Reports Dan Deakins...
Goals from Scott Fenwick and Tom Wraight secured the Clarets' fifth home win in six games, after Steve Cawley had capitalised on Ashley Maynard-Brewer's error to take the early lead.
The second half was a battle and became a nervy contest towards the end as both sides missed crucial chances.
Cawley stunned the home crowd with an embarrassing lob over Ashley Maynard-Brewer in just the second minute. A long ball was played over City's press, forcing the loanee keeper to run out, but the number nine assessed the situation perfectly to sail the ball 35 yards into the empty net. Considering the lightning fast start against Billericay on Boxing Day, this was way off the expected standard.
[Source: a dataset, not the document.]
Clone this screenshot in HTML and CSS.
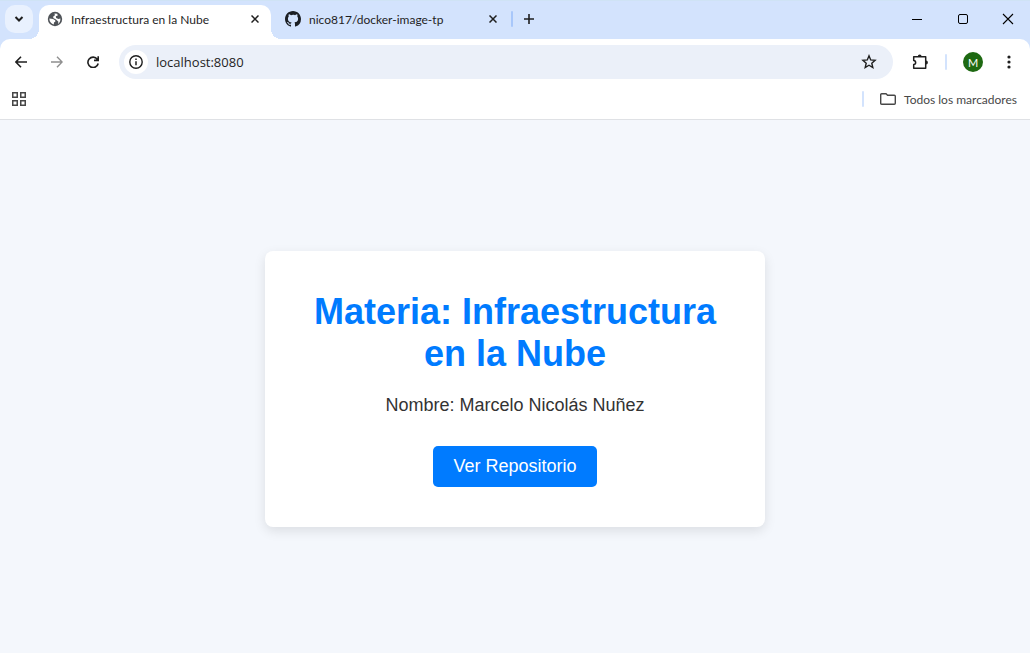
FILE: index.html
```html
<!DOCTYPE html>
<html lang="es">
<head>
<meta charset="utf-8">
<meta name="viewport" content="width=device-width, initial-scale=1">
<title>Infraestructura en la Nube</title>
<link rel="stylesheet" href="styles.css">
</head>
<body class="window">
<header class="chrome">
  <div class="tab-strip">
    <button class="tab-search" aria-label="Buscar pestañas">
      <svg width="10" height="8" viewBox="0 0 10 8"><path d="M1.5 2 5 5.5 8.5 2" fill="none" stroke="currentColor" stroke-width="2"/></svg>
    </button>
    <div class="tab tab-active">
      <svg class="favicon" width="16" height="16" viewBox="0 0 16 16"><circle cx="8" cy="8" r="7.2" fill="#4f5358"/><path d="M2.4 7.4 6 8.1 8.2 9.2 8.4 10.6 7 11.4 6.8 13.4C4.4 13 2.4 10.8 2.4 8ZM7.4 2.6 10.2 2.8 10.8 4.4 8.8 5.2 9.2 7 11.4 8 13.4 7.4C13.6 10 12.6 11.8 11 12.9L11.4 10.8 9 8.6 6.2 7 6.4 5.2 8 4.2Z" fill="#fff"/></svg>
      <span class="tab-title">Infraestructura en la Nube</span>
      <button class="tab-close" aria-label="Cerrar pestaña"><svg width="8" height="8" viewBox="0 0 8 8"><path d="m.5.5 7 7m0-7-7 7" stroke="currentColor" stroke-width="1.5"/></svg></button>
    </div>
    <div class="tab">
      <svg class="favicon" width="16" height="16" viewBox="0 0 16 16"><path fill="#1b1f24" d="M8 0C3.58 0 0 3.58 0 8c0 3.54 2.29 6.53 5.47 7.59.4.07.55-.17.55-.38 0-.19-.01-.82-.01-1.49-2.01.37-2.53-.49-2.69-.94-.09-.23-.48-.94-.82-1.13-.28-.15-.68-.52-.01-.53.63-.01 1.08.58 1.23.82.72 1.21 1.87.87 2.33.66.07-.52.28-.87.51-1.07-1.78-.2-3.64-.89-3.64-3.95 0-.87.31-1.59.82-2.15-.08-.2-.36-1.02.08-2.12 0 0 .67-.21 2.2.82A7.6 7.6 0 0 1 8 3.86c.68 0 1.36.09 2 .27 1.53-1.04 2.2-.82 2.2-.82.44 1.1.16 1.92.08 2.12.51.56.82 1.27.82 2.15 0 3.07-1.87 3.75-3.65 3.95.29.25.54.73.54 1.48 0 1.07-.01 1.93-.01 2.2 0 .21.15.46.55.38A8.01 8.01 0 0 0 16 8c0-4.42-3.58-8-8-8Z"/></svg>
      <span class="tab-title">nico817/docker-image-tp</span>
      <button class="tab-close" aria-label="Cerrar pestaña"><svg width="8" height="8" viewBox="0 0 8 8"><path d="m.5.5 7 7m0-7-7 7" stroke="currentColor" stroke-width="1.5"/></svg></button>
    </div>
    <span class="divider tab-divider"></span>
    <button class="new-tab" aria-label="Nueva pestaña"><svg width="10" height="10" viewBox="0 0 10 10"><path d="M5 0v10M0 5h10" stroke="currentColor" stroke-width="1.6"/></svg></button>
    <div class="window-controls">
      <button aria-label="Minimizar"><svg width="12" height="12" viewBox="0 0 12 12"><path d="M1 6.5h10" stroke="#000"/></svg></button>
      <button aria-label="Maximizar"><svg width="12" height="12" viewBox="0 0 12 12"><rect x="1.5" y="1.5" width="9" height="9" rx="1.5" fill="none" stroke="#000"/></svg></button>
      <button aria-label="Cerrar"><svg width="12" height="12" viewBox="0 0 12 12"><path d="m1 1 10 10M11 1 1 11" stroke="#000" stroke-width="1.1"/></svg></button>
    </div>
  </div>

  <div class="toolbar">
    <button class="tool" aria-label="Atrás"><svg width="12" height="12" viewBox="0 0 12 12"><path d="M12 6H1M6 .7.9 6 6 11.3" fill="none" stroke="currentColor" stroke-width="1.6"/></svg></button>
    <button class="tool" aria-label="Adelante" disabled><svg width="12" height="12" viewBox="0 0 12 12"><path d="M0 6h11M6 .7 11.1 6 6 11.3" fill="none" stroke="currentColor" stroke-width="1.4"/></svg></button>
    <button class="tool" aria-label="Recargar"><svg width="12" height="12" viewBox="0 0 12 12"><path d="M10.3 3.2A5.2 5.2 0 1 0 11.2 7.5M11.2.2v4.2H7" fill="none" stroke="currentColor" stroke-width="1.6"/></svg></button>
    <form class="address-bar">
      <button class="site-info" type="button" aria-label="Información del sitio"><svg width="14" height="14" viewBox="0 0 14 14"><circle cx="7" cy="7" r="6.2" fill="none" stroke="currentColor" stroke-width="1.4"/><path d="M7 6.2v4M7 3.6v1.5" stroke="currentColor" stroke-width="1.5"/></svg></button>
      <input class="address" type="text" value="localhost:8080" aria-label="Dirección" spellcheck="false">
      <button class="bookmark-star" type="button" aria-label="Añadir a marcadores"><svg width="16" height="16" viewBox="0 0 16 16"><path d="m8 1.8 1.7 4.1 4.4.4-3.3 2.9 1 4.3L8 11.2l-3.8 2.3 1-4.3-3.3-2.9 4.4-.4Z" fill="none" stroke="currentColor" stroke-width="1.4"/></svg></button>
    </form>
    <button class="extensions" aria-label="Extensiones"><svg width="18" height="18" viewBox="0 0 18 18"><path d="M2.7 3.7h12v11.6h-12v-3.7c2.6-.2 2.6-4 0-4.2Z" fill="none" stroke="currentColor" stroke-width="1.5" stroke-linejoin="round"/><path d="M6.8 3.4a1.9 1.9 0 0 1 3.8 0M15 7.6a1.9 1.9 0 0 1 0 3.8" fill="currentColor"/></svg></button>
    <span class="divider"></span>
    <button class="avatar" aria-label="Perfil">M</button>
    <button class="menu" aria-label="Menú"><svg width="4" height="14" viewBox="0 0 4 14"><g fill="currentColor"><circle cx="2" cy="2" r="1.6"/><circle cx="2" cy="7" r="1.6"/><circle cx="2" cy="12" r="1.6"/></g></svg></button>
  </div>

  <nav class="bookmarks" aria-label="Marcadores">
    <button class="apps" aria-label="Aplicaciones"><svg width="14" height="14" viewBox="0 0 14 14"><path d="M.75.75h4.5v4.5H.75ZM8.75.75h4.5v4.5h-4.5ZM.75 8.75h4.5v4.5H.75ZM8.75 8.75h4.5v4.5h-4.5Z" fill="none" stroke="currentColor" stroke-width="1.5"/></svg></button>
    <span class="divider"></span>
    <button class="all-bookmarks"><svg width="16" height="12" viewBox="0 0 16 12"><path d="M.7 1.7q0-1 1-1H6l1.6 1.6h6.7q1 0 1 1v7q0 1-1 1H1.7q-1 0-1-1Z" fill="none" stroke="currentColor" stroke-width="1.4"/></svg>Todos los marcadores</button>
  </nav>
</header>

<main class="page">
  <section class="card">
    <h1 class="card-title">Materia: Infraestructura en la Nube</h1>
    <p class="card-text">Nombre: Marcelo Nicolás Nuñez</p>
    <a class="card-link" href="#repositorio">Ver Repositorio</a>
  </section>
</main>
</body>
</html>
```

FILE: styles.css
```css
* {
  box-sizing: border-box;
}

.window {
  display: flex;
  flex-direction: column;
  min-height: 100vh;
  margin: 0;
  background: #f4f7fc;
  font-family: "Liberation Sans", Arial, sans-serif;
}

button {
  display: flex;
  align-items: center;
  justify-content: center;
  flex: none;
  padding: 0;
  border: 0;
  background: none;
  color: inherit;
  font: inherit;
}

svg {
  display: block;
  flex: none;
}

.chrome {
  background: #d3e3fd;
  border-bottom: 1px solid #dfe1e5;
  color: #1f1f1f;
  font-family: Lato, "Open Sans", sans-serif;
  font-size: 12px;
}

.tab-strip {
  display: flex;
  height: 39px;
  padding: 4px 0 0 5px;
  border-top: 1px solid #cfe3f5;
}

.tab-search {
  width: 28px;
  height: 28px;
  margin-right: 6px;
  border-radius: 10px;
  background: #e9f1fe;
}

.tab {
  display: flex;
  align-items: center;
  width: 232px;
  height: 28px;
  padding: 0 7px 0 8px;
}

.tab-active {
  position: relative;
  height: 34px;
  padding-bottom: 6px;
  border-radius: 10px 10px 0 0;
  background: #fff;
}

.tab-active::before,
.tab-active::after {
  position: absolute;
  bottom: 0;
  width: 10px;
  height: 10px;
  content: "";
}

.tab-active::before {
  right: 100%;
  background: radial-gradient(circle at 0 0, transparent 10px, #fff 10px);
}

.tab-active::after {
  left: 100%;
  background: radial-gradient(circle at 100% 0, transparent 10px, #fff 10px);
}

.tab + .tab {
  width: 240px;
  padding: 0 9px 0 14px;
}

.tab-title {
  flex: 1;
  margin-left: 8px;
  overflow: hidden;
  white-space: nowrap;
}

.tab-close {
  width: 18px;
  height: 18px;
}

.divider {
  flex: none;
  width: 2px;
  height: 16px;
  border-radius: 1px;
  background: #d3e3fd;
}

.tab-divider {
  margin-top: 6px;
  background: #a8c7fa;
}

.new-tab {
  width: 32px;
  height: 28px;
}

.window-controls {
  display: flex;
  height: 28px;
  margin-left: auto;
}

.window-controls button {
  width: 46px;
}

.window-controls button:last-child {
  width: 44px;
}

.toolbar {
  display: flex;
  align-items: center;
  height: 46px;
  padding: 0 11px 0 6px;
  border-radius: 10px 10px 0 0;
  background: #fff;
}

.tool {
  width: 30px;
  height: 30px;
  margin-right: 6px;
}

.tool:disabled {
  color: #8f8f8f;
}

.address-bar {
  display: flex;
  align-items: center;
  flex: 1;
  height: 34px;
  margin-left: 5px;
  padding: 0 12px 0 5px;
  border-radius: 17px;
  background: #ebf0f9;
}

.site-info {
  width: 24px;
  height: 24px;
  border-radius: 50%;
  background: #fff;
}

.address {
  flex: 1;
  min-width: 0;
  height: 24px;
  margin-left: 8px;
  padding: 0;
  border: 0;
  outline: 0;
  background: none;
  color: #1f1f1f;
  font: 13px "Open Sans", "Noto Sans", sans-serif;
}

.bookmark-star {
  width: 24px;
  height: 24px;
}

.extensions {
  width: 34px;
  height: 34px;
  margin: 0 8px 0 10px;
}

.avatar {
  width: 20px;
  height: 20px;
  margin: 0 16px;
  border-radius: 50%;
  background: #1e6912;
  color: #fff;
  font-size: 11px;
}

.menu {
  width: 20px;
  height: 28px;
}

.bookmarks {
  display: flex;
  align-items: center;
  height: 34px;
  padding: 0 13px 6px 12px;
  background: #fff;
  color: #474747;
}

.apps {
  margin-right: auto;
}

.all-bookmarks {
  gap: 8px;
  margin-left: 16px;
}

.page {
  display: flex;
  align-items: center;
  justify-content: center;
  flex: 1;
  padding: 25px 20px 20px;
}

.card {
  width: 100%;
  max-width: 500px;
  padding: 40px;
  border-radius: 8px;
  background: #fff;
  box-shadow: 0 4px 12px rgba(0, 0, 0, 0.1);
  color: #333;
  font-size: 18px;
  text-align: center;
}

.card-title {
  margin: 0 0 20px;
  color: #007bff;
  font-size: 36px;
  line-height: 42px;
}

.card-text {
  margin: 0 0 30px;
  line-height: 21px;
}

.card-link {
  display: inline-block;
  padding: 10px 20px;
  border-radius: 5px;
  background: #007bff;
  color: #fff;
  line-height: 21px;
  text-decoration: none;
  vertical-align: top;
}
```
Hemel's plan was clear: defend deep in a 4-5-1 to absorb the high press and counter with long balls up to Cawley as the lone striker. The plan that may have been but Cawley found himself offside more often than not, so with City unable to break through at the other end, the game became a scrappy, uncontrolled encounter.
After a long period of disjointed play, the Clarets had their first chance after 18 minutes. Chris Whelpdale superbly overlapped Elliot Omozusi down the right before whipping a cross to the back post. Fenwick got on the end of it but wasn't quite in control of the effort which dropped just wide of the goal.
Chelmsford had a penalty appeal turned down in the 30th minute, when Rhys Murphy's edge of the box cross was blocked somewhat dubiously by a Hemel defender. Both Rod Stringer and the players were apoplectic with rage and dismayed at the decision.
No matter, Fenwick grabbed the equaliser a minute later. The ball was popping around the box from a corner, with neither side able to either create a clear chance or clear the danger. However, after an almighty melee, the ball fell neatly at the trusty feet of Fenwick who finished into the far bottom corner.
Wraight scored City's second goal in five minutes, completing a hard earned first half comeback. The midfielder got away down the left side of the box, and while his first effort was blocked, the rebound bounced up and flew in off his knee.
Maynard-Brewer committed another howler in the same minute of the second half as the first. Once again it was a long ball over the top, chased by Cawley, that he tried to claim. But instead of clearing it he took a touch outside the box and it flicked up into his arm. Whether accidental handball or not, he received a yellow. Luckily it didn't prevent a clear goal scoring opportunity, and a red card, as City didn't have a goalkeeper on the bench.
Rob Sinclair could've equalised for Hemel on the hour, after a searing run down the left. He dribbled past a handful of City players into the six yard box before unleashing a shot that was parried out to Jordan Parkes, whose shot from the right corner of the penalty area was put out for a corner.
Chelmsford should have put the game to bed shortly after. Murphy was put clean through on Laurie Walker but blazed what should have been a simple finish over the crossbar.
Sinclair missed an embarrassingly easy chance to equalise as the match moved into the last 20 minutes. Hemel found space down City's left and crossed a superb ball into the box, but with no one challenging and the goal at his mercy, the number 10 somehow put his header over the bar.
Maynard-Brewer had pulled off some decent saves in the second half to go some way to redeeming for his earlier errors, and his reflexes to prevent Ismail Yakubu's effort may have been the most important of the game so far. From Hemel's corner, the centre back rose best and his header was adeptly stopped low to the keeper's right.
Hemel were really pushing for an equaliser in the last 10 minutes, and City didn't seem to be able to abate the pressure. They were now leaving two upfront for the counter-attack instead of the earlier one when they were in the lead.
While Hemel pushed for an equaliser, City were making it an end to end contest as they searched for the game affirming third. Substitutes Mikhail Kennedy and Tobi Sho-Silva had a plethora of chances, but through indecisiveness and carelessness couldn't fashion anything resembling scoring opportunities.